When This Deal Actually Makes Sense
This isn't for everyone. If you're building a budget 1080p gaming rig, you don't need 32GB of DDR5. Go grab 16GB of DDR4 and save your money for graphics power.
But if you're targeting 1440p gaming, streaming, or any content creation? This combo is basically perfect. The 32GB capacity means you can game with Chrome tabs open, run OBS, and have Discord going without thinking about RAM usage.
Content creators especially should jump on this. Video editing loves memory bandwidth, and 32GB means you won't hit capacity walls with 4K footage. Even photo editing with massive RAW files becomes smooth.
Building Around This Foundation
Starting with this bundle, you need roughly $800-1000 more for a complete build. Add a Ryzen 5 7600X ($200), decent air cooler ($50), RTX 4070 Super ($600), 1TB NVMe SSD ($80), and a solid 750W PSU ($120). You're looking at around $1,600 total for a machine that'll dominate 1440p gaming.
Want to go cheaper? Drop down to an RTX 4060 Ti and you're under $1,400. Still overkill for most games at 1440p, but leaves room for GPU upgrades down the line.
The beauty of AM5 is the upgrade path. Start with a 7600X now, upgrade to whatever 8000 or 9000 series CPU makes sense later. Your RAM and motherboard investment carries forward.
Bottom Line on This DDR5 Bundle Deal
This bundle breaks the usual AM5 pricing barriers. Getting quality DDR5 and a premium motherboard for under $650 doesn't happen often. The last time we saw value like this was during Black Friday, and those deals sold out in hours.

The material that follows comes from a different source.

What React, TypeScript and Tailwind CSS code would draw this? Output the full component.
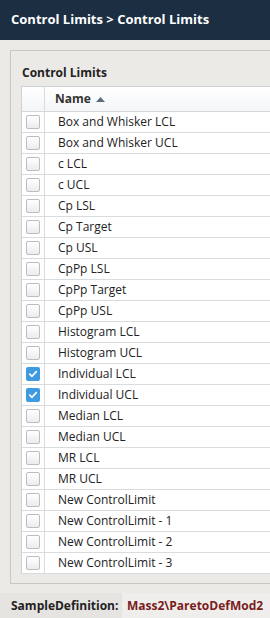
import React from "react";

const rows: { name: string; checked?: boolean }[] = [
  { name: "Box and Whisker LCL" },
  { name: "Box and Whisker UCL" },
  { name: "c LCL" },
  { name: "c UCL" },
  { name: "Cp LSL" },
  { name: "Cp Target" },
  { name: "Cp USL" },
  { name: "CpPp LSL" },
  { name: "CpPp Target" },
  { name: "CpPp USL" },
  { name: "Histogram LCL" },
  { name: "Histogram UCL" },
  { name: "Individual LCL", checked: true },
  { name: "Individual UCL", checked: true },
  { name: "Median LCL" },
  { name: "Median UCL" },
  { name: "MR LCL" },
  { name: "MR UCL" },
  { name: "New ControlLimit" },
  { name: "New ControlLimit - 1" },
  { name: "New ControlLimit - 2" },
  { name: "New ControlLimit - 3" },
];

function Checkbox({ checked }: { checked?: boolean }) {
  if (checked) {
    return (
      <div className="w-[14px] h-[14px] rounded-[2px] bg-[#3f9be0] flex items-center justify-center">
        <svg width="10" height="10" viewBox="0 0 10 10">
          <path d="M1.8 5.2 L4 7.3 L8.3 2.6" fill="none" stroke="white" strokeWidth="1.7" strokeLinecap="round" strokeLinejoin="round" />
        </svg>
      </div>
    );
  }
  return (
    <div className="w-[14px] h-[14px] rounded-[2px] border border-[#bdbdbd] bg-gradient-to-b from-white to-[#ececec]" />
  );
}

export default function App() {
  return (
    <div
      className="w-[270px] h-[618px] bg-[#eceae6] flex flex-col overflow-hidden text-[#222]"
      style={{ fontFamily: '"Open Sans", "Noto Sans", sans-serif' }}
    >
      <div className="h-[40px] shrink-0 bg-[#1b2e42] px-[11px] flex items-center text-white font-bold text-[13px] whitespace-nowrap">
        Control Limits &gt; Control Limits
      </div>
      <div className="pt-[10px] pl-[10px] shrink-0">
        <div className="h-[534px] border-l border-t border-b border-[#c9c7c3] pl-[10px] flex flex-col overflow-hidden">
          <div className="pt-[14px] pb-[5px] leading-[16px] text-[12px] font-bold text-[#222] pl-[1px]">Control Limits</div>
          <div className="border-l border-t border-[#cfd3d6] bg-white">
            <div className="h-[25px] flex border-b border-[#d4d7da] bg-gradient-to-b from-white to-[#f3f5f7]">
              <div className="w-[23px] shrink-0 border-r border-[#d9dcde]" />
              <div className="flex items-center pl-[10px] text-[12px] font-bold text-[#333] gap-[5px]">
                <span>Name</span>
                <svg width="9" height="5" viewBox="0 0 9 5">
                  <path d="M0 5 L4.5 0 L9 5 Z" fill="#5f6d7a" />
                </svg>
              </div>
            </div>
            {rows.map((r) => (
              <div key={r.name} className="h-[21px] flex border-b border-[#d9dcde]">
                <div className="w-[23px] shrink-0 border-r border-[#d9dcde] flex items-center justify-center pr-[1px]">
                  <Checkbox checked={r.checked} />
                </div>
                <div className="flex items-center pl-[13px] text-[12px] text-[#222] whitespace-nowrap">{r.name}</div>
              </div>
            ))}
          </div>
        </div>
      </div>
      <div className="mt-[9px] flex-1 flex items-center bg-[#e6e4e1] text-[12px] font-bold">
        <div className="pl-[11px] w-[122px] shrink-0 text-[#222]">SampleDefinition:</div>
        <div className="flex-1 self-stretch flex items-center pl-[5px] bg-[#efeeec] text-[#7a1c1c]">Mass2\ParetoDefMod2</div>
      </div>
    </div>
  );
}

Is it perfect? Nah. But perfect doesn't exist at this price point. You're getting solid gaming performance, plenty of upgrade headroom, and components that'll stay relevant for years.
tbh, deals like this won't last forever. AMD and motherboard manufacturers are getting more aggressive with pricing as competition heats up, but $240 for 32GB of decent DDR5 feels unsustainable long-term. If you've been waiting for AM5 prices to make sense, this might be your window.